With 2x flanges it would be easy to set up with a 1.5" vent channel, which for anything but a flatter pitched roof is plenty.
That leaves 10-3/8" of depth to work with. A half-inch CDX baffle brings that down to 9-7/8. Dense packing that with 1.8lbs fiberglass would deliver about R41.5, but at the much lower framing fraction of the I-beam webbing it could come pretty close to making it to code-min on a U-factor basis.
Otherwise, 3" of HFO blown closed cell foam (R20.5-R21) and 6-7/8" of 1.8lb fiberglass (R28-R29) would hit a hair north of R49 at center cavity with plenty of dew point margin.
If you take Peter's advice and go with 1" vent channel ( fine for higher pitched roofs, except when a "cool roof" roofing is anticipated) there will be 10-7/8" to work with. Half-inch CDX would drop that to 10-3/8", which would hit about R43-R44 with 1.8lbs fiberglass, and should easily make it under the IRC's code-max U-0.026 (=R38.5 "whole assembly") at the lower thermal bridging of I-rafters.

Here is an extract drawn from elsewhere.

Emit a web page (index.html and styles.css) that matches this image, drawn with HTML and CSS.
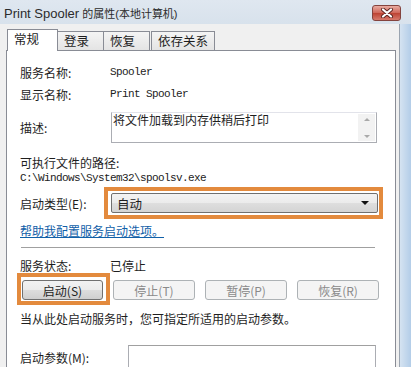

How do you dense pack the area under the baffles and not dense pack the area of sufficient headroom?
Blowing mesh is your friend...
Thanks all for your replies. I'm neck deep in reading articles and following Martin's advice will be posting individual questions as separate posts so there could be some over-lap between threads. So much good info on this site, it is like drinking from a fire hose.
If you're after the very last bit of R-value, why not use something like Thermoply to close off the vent channel. It's only 1/8" thick, air-proof, and structural.